How Long Is Too Long?

by Larry

So how long do you wear your jeans or slacks before washing, dry-cleaning, or replacing? Random anecdotal evidence, if these self-reports can be believed, suggests that the spectrum of wear till wash responses is wide. Some folks wash after every wearing and cannot imagine wearing pants (whether jeans, slacks, or other) more than once without cleaning them. Others, you guessed it, never wash and either do not worry about the issue at all or contend that washing ruins their jeans or slacks, and so simply keep wearing till too ragged, full of holes, or stiff with grime for further use. I suspect that cowboys on a range ride, chaperoning hundreds or thousands of cattle to market long distances away, did not bother too often with lathering bars of homemade soap up into rich suds and scouring the dirt out of their denim, at least not till the end of their drives. Can it be that different for sheep or beef cattle trail rides today?

My own between wash wearing seems to vary with how long till our next laundry day. My wife, Valerie, and I tend to take our big piles of cleaning to the local Laundromat about once a month, whether needed or not. If things get desperate in between, we can always rush over to Wal-Mart and buy more shirts, dungarees, underwear, and socks. Family hand-me-downs, birthday or Christmas gifts, and thrift store offerings can come in handily as well, often in the nick of time.

Experiments have been done on how long a wearing of jeans without washing affects bacterial buildup. Oddly enough, even many months of more or less continuous unwashed wearing results in no more bacteria than a couple weeks.


acid-washed denim (Wikipedia)
Quite old and young people, particularly, go in for the old jeans look. The more ancient one is, I suppose, the less one can be bothered. Yet among both young men and women trash jeans are sexy. Trust me.

A Google search reveals that the average for between washings wearing of jeans is 13 days, but this figure combines gender responses. If only men's habits are reviewed, it's definitely longer. "A month or two" were typical responses from the guys.

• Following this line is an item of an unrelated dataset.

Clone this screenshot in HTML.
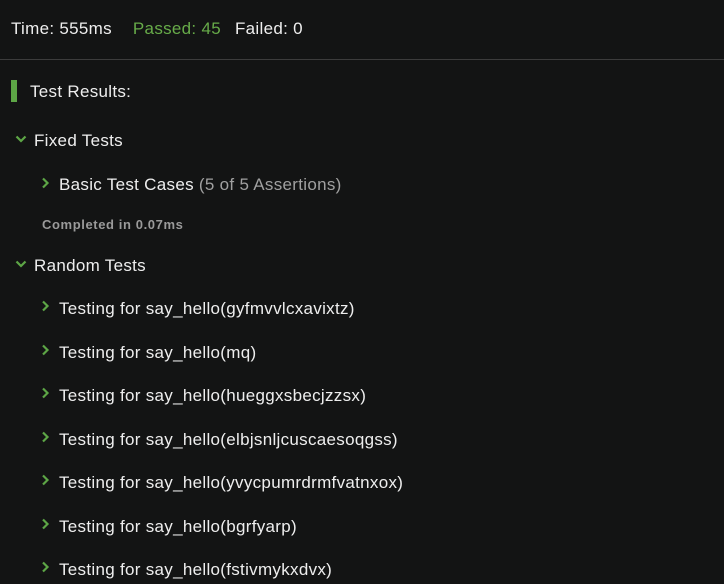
<!DOCTYPE html>
<html><head><meta charset="utf-8"><style>
html,body{margin:0;padding:0;background:#131414;width:724px;height:584px;overflow:hidden}
body{font-family:"Liberation Sans",sans-serif;color:#eeeeee;font-size:17px;letter-spacing:0.3px;position:relative}
.t{position:absolute;white-space:nowrap;line-height:20px}
.g{color:#67ab49}
.line{position:absolute;left:0;top:59px;width:724px;height:1px;background:#3c3c3c}
.bar{position:absolute;left:11px;top:80px;width:6px;height:22px;background:#5da646}
svg{position:absolute}
.gray{color:#a0a0a0}
</style></head><body>
<div class="t" style="left:11px;top:19px;">Time: 555ms<span class="g" style="margin-left:21px">Passed: 45</span><span style="margin-left:14px">Failed: 0</span></div>
<div class="line"></div>
<div class="bar"></div>
<div class="t" style="left:30px;top:82px;">Test Results:</div>
<svg style="left:15px;top:134px" width="12" height="10" viewBox="0 0 12 10"><path d="M1.5 2.5 L6 7 L10.5 2.5" stroke="#5da646" stroke-width="2.2" fill="none"/></svg>
<div class="t" style="left:34px;top:131px;">Fixed Tests</div>
<svg style="left:40px;top:177px" width="10" height="12" viewBox="0 0 10 12"><path d="M3 1.5 L7.5 6 L3 10.5" stroke="#5da646" stroke-width="2.2" fill="none"/></svg>
<div class="t" style="left:59px;top:175px;">Basic Test Cases <span class="gray">(5 of 5 Assertions)</span></div>
<div class="t gray" style="left:42px;top:215px;font-size:13px;letter-spacing:0.6px;font-weight:bold;color:#9a9a9a">Completed in 0.07ms</div>
<svg style="left:15px;top:259px" width="12" height="10" viewBox="0 0 12 10"><path d="M1.5 2.5 L6 7 L10.5 2.5" stroke="#5da646" stroke-width="2.2" fill="none"/></svg>
<div class="t" style="left:34px;top:256px;">Random Tests</div>

<svg style="left:40px;top:300px" width="10" height="12" viewBox="0 0 10 12"><path d="M3 1.5 L7.5 6 L3 10.5" stroke="#5da646" stroke-width="2.2" fill="none"/></svg>
<div class="t" style="left:59px;top:299px;">Testing for say_hello(gyfmvvlcxavixtz)</div>
<svg style="left:40px;top:344px" width="10" height="12" viewBox="0 0 10 12"><path d="M3 1.5 L7.5 6 L3 10.5" stroke="#5da646" stroke-width="2.2" fill="none"/></svg>
<div class="t" style="left:59px;top:343px;">Testing for say_hello(mq)</div>
<svg style="left:40px;top:387px" width="10" height="12" viewBox="0 0 10 12"><path d="M3 1.5 L7.5 6 L3 10.5" stroke="#5da646" stroke-width="2.2" fill="none"/></svg>
<div class="t" style="left:59px;top:386px;">Testing for say_hello(hueggxsbecjzzsx)</div>
<svg style="left:40px;top:431px" width="10" height="12" viewBox="0 0 10 12"><path d="M3 1.5 L7.5 6 L3 10.5" stroke="#5da646" stroke-width="2.2" fill="none"/></svg>
<div class="t" style="left:59px;top:430px;">Testing for say_hello(elbjsnljcuscaesoqgss)</div>
<svg style="left:40px;top:474px" width="10" height="12" viewBox="0 0 10 12"><path d="M3 1.5 L7.5 6 L3 10.5" stroke="#5da646" stroke-width="2.2" fill="none"/></svg>
<div class="t" style="left:59px;top:473px;">Testing for say_hello(yvycpumrdrmfvatnxox)</div>
<svg style="left:40px;top:518px" width="10" height="12" viewBox="0 0 10 12"><path d="M3 1.5 L7.5 6 L3 10.5" stroke="#5da646" stroke-width="2.2" fill="none"/></svg>
<div class="t" style="left:59px;top:517px;">Testing for say_hello(bgrfyarp)</div>
<svg style="left:40px;top:561px" width="10" height="12" viewBox="0 0 10 12"><path d="M3 1.5 L7.5 6 L3 10.5" stroke="#5da646" stroke-width="2.2" fill="none"/></svg>
<div class="t" style="left:59px;top:560px;">Testing for say_hello(fstivmykxdvx)</div>
</body></html>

As with our skills as drivers and lovers, most people think they are above average in this regard but that other people are not quite as wonderful as they are. They are thus a bit more intolerant of others' tendencies to wear certain clothing items too long than of their own behavior.

What is a good way to tell if jeans really need to be washed? Well, if they have obvious stains (best not to ask of what, but one can imagine paint, sap, blood, oil, ink, grass clippings, chocolate, fecal matter, etc., depending on one's dominant activities) they may be getting close to their acceptable limit.

I think my wife prefers the nose test. However, this can be less than objective. We also think ourselves cleaner than average. Besides, if an article of clothing fails a nose test, the alternative is actually washing, not a desirable outcome. So we ourselves might find a "bit" of personal or jeans odor acceptable in our lower garments, even if less so for someone else's. Thus a solution may be to ask one's spouse, partner, or significant others(s) to "smell check" our jeans for us. If necessary their advice can always be ignored. In reality, though, this option is probably seldom used.

On his small Austin ranch, about 15 acres, my father used to wear pants for so long between washings that the crotch would tend to rip open, revealing too much as we were working on a new fenceline or whatever. That may be overdoing it just a little.